Photo by Brianna Dow

In the late 1980s, my parents entered me into an after school theater program at the community center in our small town. Perhaps they thought I would expend my seemingly endless amount of 6-year-old energy in that 60-minute class.

I don’t remember much about the play, an original piece wherein I portrayed an overzealous alien in a rubber mask who got to shout three lines (which I meticulously highlighted and practiced over and over again).
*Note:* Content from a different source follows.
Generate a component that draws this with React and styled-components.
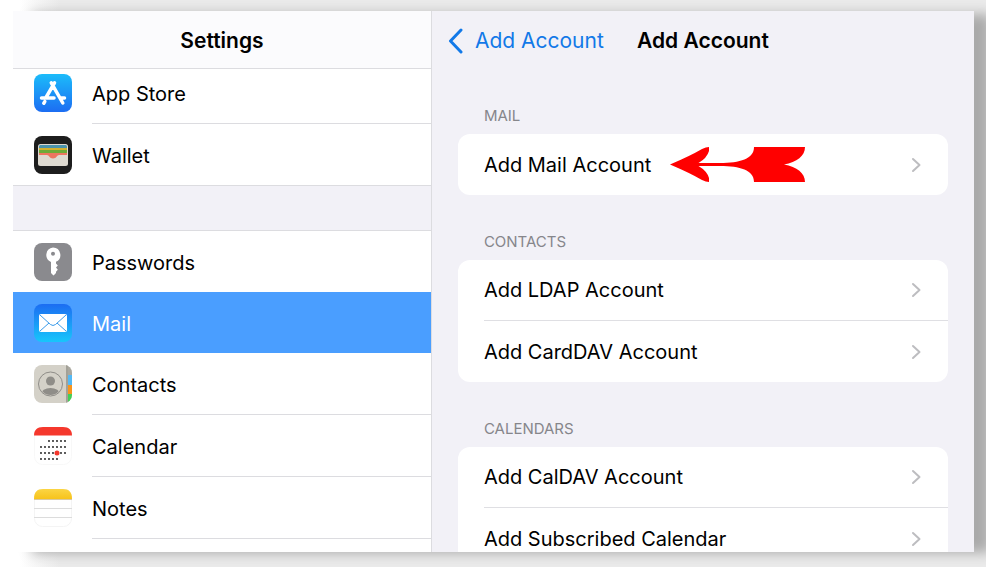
import React, { useState } from "react";
import styled, { createGlobalStyle } from "styled-components";

const sidebarGroups = [
  [
    { name: "App Store", Icon: AppStoreIcon, line: true },
    { name: "Wallet", Icon: WalletIcon },
  ],
  [
    { name: "Passwords", Icon: PasswordsIcon },
    { name: "Mail", Icon: MailIcon },
    { name: "Contacts", Icon: ContactsIcon, line: true },
    { name: "Calendar", Icon: CalendarIcon, line: true },
    { name: "Notes", Icon: NotesIcon, line: true },
  ],
];

const accountSections = [
  { title: "Mail", rows: ["Add Mail Account"] },
  { title: "Contacts", rows: ["Add LDAP Account", "Add CardDAV Account"] },
  { title: "Calendars", rows: ["Add CalDAV Account", "Add Subscribed Calendar"] },
];

function App() {
  const [selected, setSelected] = useState("Mail");

  return (
    <StPage>
      <GlobalStyle />
      <StWindow>
        <StSidebar>
          <StSidebarHeader>
            <StTitle>Settings</StTitle>
          </StSidebarHeader>
          <StNav aria-label="Settings">
            {sidebarGroups.map((group) => (
              <StNavGroup key={group[0].name}>
                {group.map(({ name, Icon, line }) => (
                  <li key={name}>
                    <StNavItem
                      type="button"
                      $active={selected === name}
                      aria-current={selected === name ? "page" : undefined}
                      onClick={() => setSelected(name)}
                    >
                      <Icon />
                      <StNavLabel $line={line}>{name}</StNavLabel>
                    </StNavItem>
                  </li>
                ))}
              </StNavGroup>
            ))}
          </StNav>
        </StSidebar>

        <StMain>
          <StMainHeader>
            <StBack href="#accounts">
              <svg width="15" height="26" viewBox="0 0 15 26" fill="none" aria-hidden="true">
                <path d="M13 2 2.5 13 13 24" stroke="currentColor" strokeWidth="3" strokeLinecap="round" strokeLinejoin="round" />
              </svg>
              Add Account
            </StBack>
            <StTitle>Add Account</StTitle>
          </StMainHeader>

          {accountSections.map((section) => (
            <section key={section.title}>
              <StSectionTitle>{section.title}</StSectionTitle>
              <StCard>
                {section.rows.map((row) => (
                  <StCardItem key={row}>
                    <StRowButton type="button">
                      {row}
                      {row === "Add Mail Account" && <PointerArrow />}
                      <StChevron width="10" height="16" viewBox="0 0 10 16" aria-hidden="true">
                        <path d="m2 2 6.500 6L2 14" />
                      </StChevron>
                    </StRowButton>
                  </StCardItem>
                ))}
              </StCard>
            </section>
          ))}
        </StMain>
      </StWindow>
    </StPage>
  );
}

export default App;

function PointerArrow() {
  return (
    <svg width="135" height="35" viewBox="0 0 135 35" aria-hidden="true">
      <path
        fill="#ff0000"
        d="M0 17.500 Q20 9 32 2 Q36 0 39 0 V4 Q37 11 28.500 16 H50 C70 16 84 12 84 0 H135 C135 9 127 15 114 17.500 C127 20 135 26 135 35 H84 C84 23 70 19 50 19 H28.500 Q37 24 39 31 V35 Q36 35 32 33 Q20 26 0 17.500Z"
      />
    </svg>
  );
}

function AppStoreIcon() {
  return (
    <StIcon viewBox="0 0 38 38" aria-hidden="true">
      <defs>
        <linearGradient id="storeBlue" x1="0" y1="0" x2="0" y2="1">
          <stop offset="0" stopColor="#1cbcfa" />
          <stop offset="1" stopColor="#1c6df2" />
        </linearGradient>
      </defs>
      <rect width="38" height="38" rx="8" fill="url(#storeBlue)" />
      <g stroke="#fff" strokeWidth="3.500" strokeLinecap="round" fill="none">
        <path d="M20.500 8.800 12 23.500M17.300 8.800 28.800 29M7.500 24H20M26.500 24H30.500M10.800 27.600 9.800 29.200" />
      </g>
    </StIcon>
  );
}

function WalletIcon() {
  return (
    <StIcon viewBox="0 0 38 38" aria-hidden="true">
      <rect width="38" height="38" rx="8" fill="#1d1d1d" />
      <rect x="4" y="8" width="30" height="22" rx="2.500" fill="#dedad1" />
      <path d="M5 11c0-1.500.5-2 2-2h24c1.500 0 2 .5 2 2v1H5z" fill="#4c94ac" />
      <path d="M5 12h28v2.500H5z" fill="#d3b12e" />
      <path d="M5 14h28v3H5z" fill="#6eaa37" />
      <path d="M5 17h28v2h-8c-2 0-2.500 3.500-6 3.500S15 19 13 19H5z" fill="#ed755f" />
    </StIcon>
  );
}

function PasswordsIcon() {
  return (
    <StIcon viewBox="0 0 38 38" aria-hidden="true">
      <rect width="38" height="38" rx="8" fill="#8a8a8e" />
      <path
        fill="#fff"
        fillRule="evenodd"
        d="M19 4.500a7.500 7.500 0 0 1 3 14.300v1.700l1.800 2-1.800 2 1.800 2.200-1.800 2v1.300L19.500 32.500 17 30V18.900A7.500 7.500 0 0 1 19 4.500zM19 8.700a2 2 0 1 0 0 4 2 2 0 0 0 0-4z"
      />
    </StIcon>
  );
}

function MailIcon() {
  return (
    <StIcon viewBox="0 0 38 38" aria-hidden="true">
      <defs>
        <linearGradient id="mailBlue" x1="0" y1="0" x2="0" y2="1">
          <stop offset="0" stopColor="#1c6df2" />
          <stop offset="1" stopColor="#18c6fb" />
        </linearGradient>
      </defs>
      <rect width="38" height="38" rx="8" fill="url(#mailBlue)" />
      <rect x="5" y="10" width="28" height="18" rx="2" fill="#fff" />
      <path d="m6 11 10.500 9.500q2.500 2 5 0L32 11M6 27l9-8M32 27l-9-8" stroke="#3a9bea" fill="none" />
    </StIcon>
  );
}

function ContactsIcon() {
  return (
    <StIcon viewBox="0 0 38 38" aria-hidden="true">
      <defs>
        <clipPath id="contactsShape">
          <rect width="38" height="38" rx="8" />
        </clipPath>
        <clipPath id="contactsFace">
          <circle cx="16.500" cy="19" r="11" />
        </clipPath>
      </defs>
      <g clipPath="url(#contactsShape)">
        <rect width="38" height="38" fill="#d4d1c8" />
        <rect x="32" width="6" height="10" fill="#aaa89f" />
        <rect x="34" y="10" width="4" height="10" fill="#54b9f5" />
        <rect x="34" y="20" width="4" height="9" fill="#f7941d" />
        <rect x="34" y="29" width="4" height="9" fill="#43cf55" />
        <rect x="32" width="2" height="38" fill="#a3a198" />
      </g>
      <g clipPath="url(#contactsFace)" fill="#8f8d88">
        <circle cx="16.500" cy="16" r="4.500" />
        <ellipse cx="16.500" cy="29" rx="9.500" ry="6" />
      </g>
      <circle cx="16.500" cy="19" r="12" fill="none" stroke="#8f8d88" />
    </StIcon>
  );
}

// first and last visible column of each week
const calendarWeeks = [
  [2, 6],
  [0, 6],
  [0, 6],
  [0, 4],
];

function CalendarIcon() {
  return (
    <StIcon viewBox="0 0 38 38" aria-hidden="true">
      <rect x="0.500" y="0.500" width="37" height="37" rx="8" fill="#fff" stroke="#f8f8f8" />
      <path d="M0 8.500C0 3 3 0 9 0h20c6 0 9 3 9 8.500z" fill="#f5382d" />
      {calendarWeeks.map(([from, to], week) =>
        Array.from({ length: to - from + 1 }, (_, i) => (
          <circle key={`${week}-${i}`} cx={7 + (from + i) * 4} cy={14 + week * 6} r="0.900" fill="#111" />
        ))
      )}
      <circle cx="23" cy="26" r="2.500" fill="#f5382d" />
    </StIcon>
  );
}

function NotesIcon() {
  return (
    <StIcon viewBox="0 0 38 38" aria-hidden="true">
      <defs>
        <linearGradient id="notesYellow" x1="0" y1="0" x2="0" y2="1">
          <stop offset="0" stopColor="#fbd544" />
          <stop offset="1" stopColor="#f7c31b" />
        </linearGradient>
      </defs>
      <rect x="0.500" y="0.500" width="37" height="37" rx="8" fill="#fff" stroke="#f4f4f4" />
      <path d="M0 10C0 3 3 0 9 0h20c6 0 9 3 9 10z" fill="url(#notesYellow)" />
      <path d="M0 10.500h38" stroke="#d9c9a0" />
      <path d="M0 19.500h38M0 28.500h38" stroke="#dcdcdc" />
    </StIcon>
  );
}

const GlobalStyle = createGlobalStyle`
  * {
    box-sizing: border-box;
  }
  body {
    margin: 0;
    background: #fff;
    color: #000;
    font-family: Inter, "Liberation Sans", sans-serif;
    font-size: 20px;
    line-height: 26px;
  }
  ul {
    list-style: none;
    margin: 0;
    padding: 0;
  }
  button {
    border: none;
    background: none;
    color: inherit;
    font: inherit;
    text-align: left;
    cursor: pointer;
  }
`;

const StPage = styled.div`
  display: flex;
  height: 100vh;
  padding: 11px 12px 15px 13px;
  background: linear-gradient(to right, #fff 20px, #ebebeb 60px);
  overflow: hidden;
`;

const StWindow = styled.div`
  flex: 1;
  display: grid;
  grid-template-columns: minmax(0, 17fr) minmax(0, 22fr);
  overflow: hidden;
  box-shadow: 18px 2px 12px -1px #aaa;
`;

const StSidebar = styled.aside`
  background: #fff;
  border-right: 1px solid #dcdce0;
  overflow: hidden;
`;

const StSidebarHeader = styled.header`
  /* stays above the list that is scrolled under it */
  position: relative;
  z-index: 1;
  display: flex;
  align-items: center;
  justify-content: center;
  height: 58px;
  padding-top: 2px;
  background: #fbfbfd;
  border-bottom: 1px solid #dcdce0;
`;

const StTitle = styled.h1`
  margin: 0;
  font-size: 21px;
  font-weight: 600;
`;

const StNav = styled.nav`
  display: flex;
  flex-direction: column;
  gap: 46px;
  margin-top: -7px;
  background: #f2f1f7;
`;

const StNavGroup = styled.ul`
  background: #fff;
  box-shadow: 0 0 0 1px #dcdce0;

  &:last-child {
    padding-bottom: 20px;
  }
`;

const StNavItem = styled.button`
  display: flex;
  align-items: center;
  gap: 20px;
  width: 100%;
  padding: 0 0 0 21px;
  background: ${(props) => (props.$active ? "#4a9eff" : "transparent")};
  color: ${(props) => (props.$active ? "#fff" : "#000")};
`;

const StNavLabel = styled.span`
  flex: 1;
  display: flex;
  align-items: center;
  height: ${(props) => (props.$line ? "62px" : "61px")};
  padding-top: 2px;
  border-bottom: ${(props) => (props.$line ? "1px solid #dcdce0" : "none")};
`;

const StIcon = styled.svg`
  flex: none;
  width: 38px;
  height: 38px;
`;

const StMain = styled.main`
  padding: 0 26px;
  background: #f2f1f7;
  overflow: hidden;
`;

const StMainHeader = styled.header`
  display: grid;
  grid-template-columns: 1fr auto 1fr;
  align-items: center;
  height: 58px;
  padding-top: 2px;
`;

const StBack = styled.a`
  display: flex;
  align-items: center;
  gap: 12px;
  margin-left: -10px;
  color: #1279e8;
  font-size: 21px;
  text-decoration: none;
  white-space: nowrap;
`;

const StSectionTitle = styled.h2`
  display: flex;
  align-items: flex-end;
  height: 65px;
  margin: 0;
  padding: 0 26px 8px;
  color: #86868b;
  font-size: 15px;
  font-weight: 400;
  line-height: 20px;
  text-transform: uppercase;
`;

const StCard = styled.ul`
  background: #fff;
  border-radius: 12px;
`;

const StCardItem = styled.li`
  padding-left: 26px;
`;

const StRowButton = styled.button`
  display: flex;
  align-items: center;
  gap: 19px;
  width: 100%;
  height: 61px;
  padding: 0 27px 0 0;
  white-space: nowrap;

  ${StCardItem}:not(:last-child) & {
    border-bottom: 1px solid #dfdfe3;
  }
`;

const StChevron = styled.svg`
  flex: none;
  margin-left: auto;
  fill: none;
  stroke: #bdbdc0;
  stroke-width: 2;
  stroke-linecap: round;
  stroke-linejoin: round;
`;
A few years later and a thousand miles away, the students of The Alsedek Theatre School at Open Stage are preparing to open the first in-person OSHKids production in two years.

The school started as a Meisner-based program in the late 1980s for adults in the Harrisburg area (around the same time a 6-year-old in Oklahoma was bellowing some lines in a cafetorium), and developed several classes for school-aged students by the early 2000s, one of which being the OSHKids Performance Company (“OSH” being Open Stage of Harrisburg). For almost 20 years, the program thrived with classes involving performance-based learning and creative dramatics, with lessons packed with gameplay, improvisation, movement, voice and character building. At the end of the eight-month-long class, the students performed a play.

Like everything else in the world, that halted in March of 2020.

Two years after the beginning of what the staff sardonically calls, “The Great Intermission,” the kids of The Alsedek Theatre School are preparing to open “Jack and the Giant,” a musical based on the English fairy tale more commonly named “Jack and the Beanstalk.”

The story is over 500 years old but goes something like this: there’s an optimistic (albeit naive) lad—always named “Jack”—who trades his last item of value, his cow, for a handful of beans. The beans, he is promised (by either a soothsayer, mysterious traveler, or even an actual con artist, depending on which version of the folktale you hear) are magic and will bring him great fame and fortune.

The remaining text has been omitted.